Fourth, we need to get serious about reforming outdated systems and structures that are literally costing lives, and achieve that reform by genuinely focusing on beneficiaries. Let me give an example of how human-centered design could revolutionize our systems.
As many of you know 50 million children under the age of 5 are acutely malnourished, 80% of them don’t get the help that they need. There are different protocols for the treatment of severe and moderate acute malnutrition and two different UN agencies responsible for administering those protocols. In addition, we expect parents of acutely malnourished children to take their children for treatment to health centers, in defiance of the situation on the ground where war and poverty make such journeys incredibly hazardous. That’s the bad news.

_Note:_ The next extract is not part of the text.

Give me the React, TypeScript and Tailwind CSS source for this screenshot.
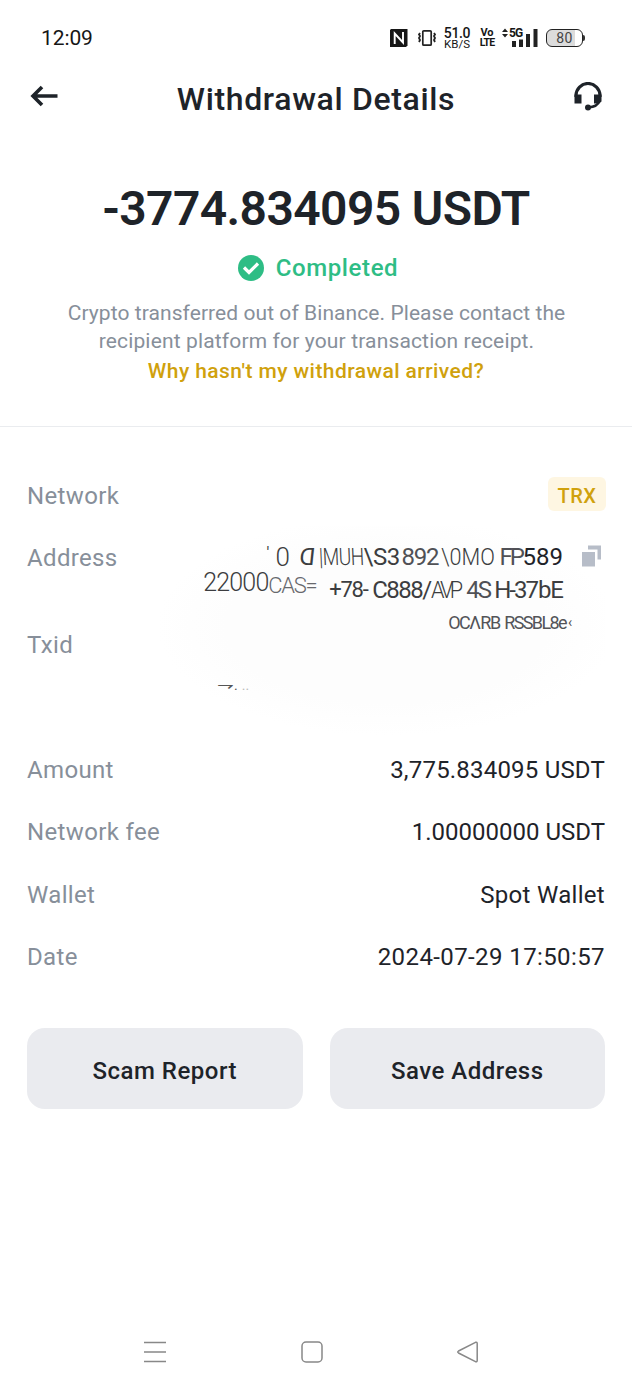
import type { ReactNode } from "react";

const details = [
    { label: "Amount", value: "3,775.834095 USDT", tracking: "tracking-[0.2px]" },
    { label: "Network fee", value: "1.00000000 USDT", tracking: "tracking-[0px]" },
    { label: "Wallet", value: "Spot Wallet", tracking: "tracking-[0.3px]" },
    { label: "Date", value: "2024-07-29 17:50:57", tracking: "tracking-[0.4px]" },
];

function StatusBar() {
    return (
        <div className="flex h-[76px] items-center pl-[41px] pr-[47px] text-[#161616]">
            <span className="pt-0.5 text-[21px] tracking-[-0.1px]">12:09</span>
            <div className="ml-auto flex items-center">
                <svg width="18" height="18" viewBox="0 0 18 18">
                    <path d="M1 0h16.500v16.500L16 18H0V1z" fill="#161616" />
                    <path d="M4.700 15V4.500L13 13.500V3" fill="none" stroke="#fff" strokeWidth="1.900" />
                </svg>
                <svg className="ml-[9px]" width="20" height="18" viewBox="0 0 20 18" fill="none" stroke="#222">
                    <rect x="5.800" y="1.800" width="8.400" height="14.400" rx="1" strokeWidth="1.700" />
                    <path d="M3 4l-1 1.500 1 1.500-1 2 1 2-1 2M17 4l1 1.500-1 1.500 1 2-1 2 1 2" strokeWidth="1.800" />
                </svg>
                <div className="ml-1.5 w-7 text-center">
                    <div className="text-[14px] font-medium leading-3 tracking-[-0.3px]">51.0</div>
                    <div className="text-[11.5px] leading-[11px]">KB/S</div>
                </div>
                <div className="ml-2 flex w-4 flex-col items-center font-bold">
                    <div className="text-[11px] leading-[10px]">Vo</div>
                    <div className="text-[10.5px] leading-[10px] tracking-[-0.8px]">LTE</div>
                </div>
                <div className="ml-[7px] flex h-5 w-9">
                    <svg width="7" height="20" viewBox="0 0 7 20" fill="#222">
                        <path d="M0 4l3-3.500L6 4zM0 6h6L3 9.500z" />
                    </svg>
                    <span className="w-3.5 text-[12px] font-bold leading-[10px] tracking-[-0.8px]">5G</span>
                    <svg className="-ml-3" width="27" height="20" viewBox="0 0 27 20" fill="#222">
                        <path d="M1 13h4v6H1zM8 11.500h4v7.500H8zM15 6h4v13h-4zM22.500 1h4v18h-4z" />
                    </svg>
                </div>
                <div className="ml-2 flex items-center">
                    <div className="flex h-[18px] w-[37px] items-center justify-center rounded-md border-[1.5px] border-[#222] bg-linear-to-r from-[#dcdcdc] from-80% to-white to-80% pt-px text-[14px] tracking-[0.5px] text-[#444]">80</div>
                    <div className="h-1.5 w-[2px] rounded-r bg-[#333]" />
                </div>
            </div>
        </div>
    );
}

function Header() {
    return (
        <header className="relative flex h-11 items-center justify-center">
            <svg className="absolute left-[30px] top-[9px]" width="28" height="22" viewBox="0 0 28 22" fill="none" stroke="#1e2329" strokeWidth="3.600">
                <path d="M3 11H27.500M12 2l-9 9 9 9" />
            </svg>
            <h1 className="pt-0.5 text-[32px] font-medium tracking-[0.65px]">Withdrawal Details</h1>
            <svg className="absolute left-[574px] top-1.5" width="28" height="30" viewBox="0 0 28 30" fill="#1e2329">
                <path d="M2 15v-1.500a12 12 0 0 1 24 0V15" fill="none" stroke="#1e2329" strokeWidth="3.200" />
                <path d="M25.500 19c-1.500 4-5 6-11 6.500" fill="none" stroke="#1e2329" strokeWidth="2.500" />
                <path d="M.5 12.500H7.500v9H.5zM20 12.500h7.500v7L25 21.500h-5z" />
                <circle cx="14" cy="25.500" r="3" />
            </svg>
        </header>
    );
}

function Label({ children }: { children: ReactNode }) {
    return <div className="flex h-[62px] shrink-0 items-center pt-px text-2xl tracking-[0.35px] text-[#878f9a]">{children}</div>;
}

function Address() {
    return (
        <div className="ml-auto flex flex-col items-end whitespace-nowrap text-[#3c3d40]">
            <div className="mt-[17px] flex h-7 items-center text-2xl leading-7">
                <span className="w-[9px] text-base leading-3 -translate-y-1">'</span>
                <span className="w-6 text-[26px] font-light">0</span>
                <span className="inline-block w-[15px] -scale-x-100 skew-x-6">D</span>
                <span className="ml-1 inline-block w-[45px] origin-left scale-x-80 skew-x-3 font-light tracking-[-0.8px]">|MUH</span>
                <span className="w-[34px] tracking-[-0.5px]">\S3</span>
                <span className="ml-1 w-[39px] tracking-[-1.2px] text-[#505156]">892</span>
                <span className="inline-block w-[59px] origin-left scale-x-90 font-light">\0MO</span>
                <span className="w-[22px] tracking-[-3px] text-[#505156]">FP</span>
                <span className="pl-px text-[#1e2329]">589</span>
            </div>
            <div className="flex h-[38px] items-center text-2xl">
                <span className="w-[65px] -translate-y-[7px] text-[25px] font-light tracking-[-0.8px]">22000</span>
                <span className="w-[61px] -translate-y-1 text-[22px] font-light tracking-[-1.2px] text-[#68696d]">CAS=</span>
                <span className="w-[43px] text-[22px] tracking-[-1.2px]">+78-</span>
                <span className="w-[59px] tracking-[-1.5px]">C888/</span>
                <span className="inline-block w-[35px] origin-left scale-x-90 font-light tracking-[-4px]">AVP</span>
                <span className="w-[28px] tracking-[-2px] text-[#505156]">4S</span>
                <span className="tracking-[-2px]">H-3</span>
                <span className="tracking-[-1px]">7bE</span>
            </div>
            <div className="-mr-2 mt-[3px] flex h-5 items-center text-[18px] tracking-[-1.2px] text-[#535458]">
                <span className="w-[32px] tracking-[-1.5px]">OCΛ</span>
                <span className="w-6">RB</span>
                <span className="tracking-[-1.6px]">RSSBL8e</span>
                <span className="ml-0.5 text-sm">‹</span>
            </div>
        </div>
    );
}

function CopyIcon() {
    return (
        <svg className="ml-[19px] mr-1 mt-[19px] shrink-0" width="19" height="22" viewBox="0 0 19 22" fill="#b7bdc8">
            <path d="M0 7h13v14.500H0zM6 .5h13v14h-3.500V4.500H6z" />
        </svg>
    );
}

export default function App() {
    return (
        <div className="flex h-[1390px] w-[632px] flex-col overflow-hidden bg-white font-['Roboto',sans-serif] text-[#1e2329]">
            <StatusBar />
            <Header />

            <section className="flex flex-col items-center border-b border-[#eaecef] pb-[41px] text-center">
                <div className="mt-[60px] flex h-14 items-center whitespace-nowrap pt-0.5 text-[48px] font-semibold tracking-[-0.6px]">-3774.834095 USDT</div>
                <div className="mt-4 flex h-8 items-center gap-3 pl-1 text-2xl font-medium tracking-[0.6px] text-[#2ebd85]">
                    <svg width="26" height="26" viewBox="0 0 26 26">
                        <circle cx="13" cy="13" r="13" fill="#2ebd85" />
                        <path d="M6 12.500l5 5 9-9" fill="none" stroke="#fff" strokeWidth="3.200" />
                    </svg>
                    Completed
                </div>
                <p className="mt-[15px] whitespace-nowrap pl-px text-[21px] leading-7 tracking-[0.07px] text-[#878f9a]">
                    Crypto transferred out of Binance. Please contact the
                    <br />
                    <span className="tracking-[0.15px]">recipient platform for your transaction receipt.</span>
                </p>
                <a className="mt-0.5 h-7 text-[21px] font-medium leading-7 tracking-[0.43px] text-[#d0a10d]">Why hasn't my withdrawal arrived?</a>
            </section>

            <section className="mt-[37px] px-[27px]">
                <div className="flex justify-between">
                    <Label>Network</Label>
                    <div className="-mr-px mt-[13px] flex h-[34px] w-[58px] items-center justify-center rounded-md bg-[#fef6e2] pt-[3px] text-[20px] font-medium tracking-[0.5px] text-[#d0a10d]">TRX</div>
                </div>
                <div className="bg-[radial-gradient(230px_110px_at_360px_100px,#fdfdfd_70%,white)]">
                    <div className="flex h-[87px] items-start">
                        <Label>Address</Label>
                        <Address />
                        <CopyIcon />
                    </div>
                    <div className="flex h-[125px] items-start">
                        <Label>Txid</Label>
                        <span className="ml-[144px] mt-[60px] flex items-center text-[#555]">
                            <span className="inline-block scale-y-75 text-xl leading-6">⇁</span>
                            <span className="text-sm leading-6">.</span>
                            <span className="ml-1 text-sm leading-6 text-[#bbb]">..</span>
                        </span>
                    </div>
                </div>
                {details.map((item) => (
                    <div key={item.label} className="flex h-[62.5px] items-start justify-between">
                        <Label>{item.label}</Label>
                        <div className={`flex h-[62px] items-center pt-px text-2xl ${item.tracking}`}>{item.value}</div>
                    </div>
                ))}
                <div className="mt-10 grid grid-cols-2 gap-[27px] text-2xl font-medium tracking-[0.5px]">
                    <button className="h-[81px] rounded-[18px] bg-[#eaebef] pt-1">Scam Report</button>
                    <button className="h-[81px] rounded-[18px] bg-[#eaebef] pt-1">Save Address</button>
                </div>
            </section>

            <nav className="mt-auto mb-[27px] flex items-center pl-36">
                <svg width="22" height="22" viewBox="0 0 22 22" stroke="#888" strokeWidth="1.500">
                    <path d="M0 1.500h22M0 11h22M0 20.500h22" />
                </svg>
                <svg className="ml-[135px]" width="22" height="22" viewBox="0 0 22 22" fill="none" stroke="#888" strokeWidth="1.500">
                    <rect x="1" y="1" width="20" height="20" rx="4" />
                </svg>
                <svg className="ml-[134px]" width="22" height="22" viewBox="0 0 22 22" fill="none" stroke="#888" strokeWidth="1.500" strokeLinejoin="round">
                    <path d="M18.500 1.300L1.500 10q-1.500 1 0 2l17 8.700q1.700.5 1.700-1.200v-17q0-1.700-1.700-1.200z" />
                </svg>
            </nav>
        </div>
    );
}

The good news is that there’s an answer to this. IRC has piloted a combined protocol for moderate and severe acute malnutrition and developed the tools to deliver this through community health workers in the communities where we work. WHO, WFP, and UNICEF have all expressed interest and garnered support for this program which we think can save literally millions of lives.
Now we need to implement it on a mass scale quickly; when we do that, we’ll know that we’re really living up to our mandate. We want to do this with you. Reform is difficult and scary, but it’s only possible if we overcome our inertia and move together. If we are unable or unwilling to make these simple changes to improve the lives of the 51 million children suffering from acute malnutrition around the world, then what would it take for us to act?
Yesterday you debated the agenda for reform by 2030. I am starting from where we are, and what we control, rather than where we would like to be, and what is beyond our control. We are allies in this, but we need to get onto reform footing, to defend the work that we think is important, but more important to advance the interests of people who we serve.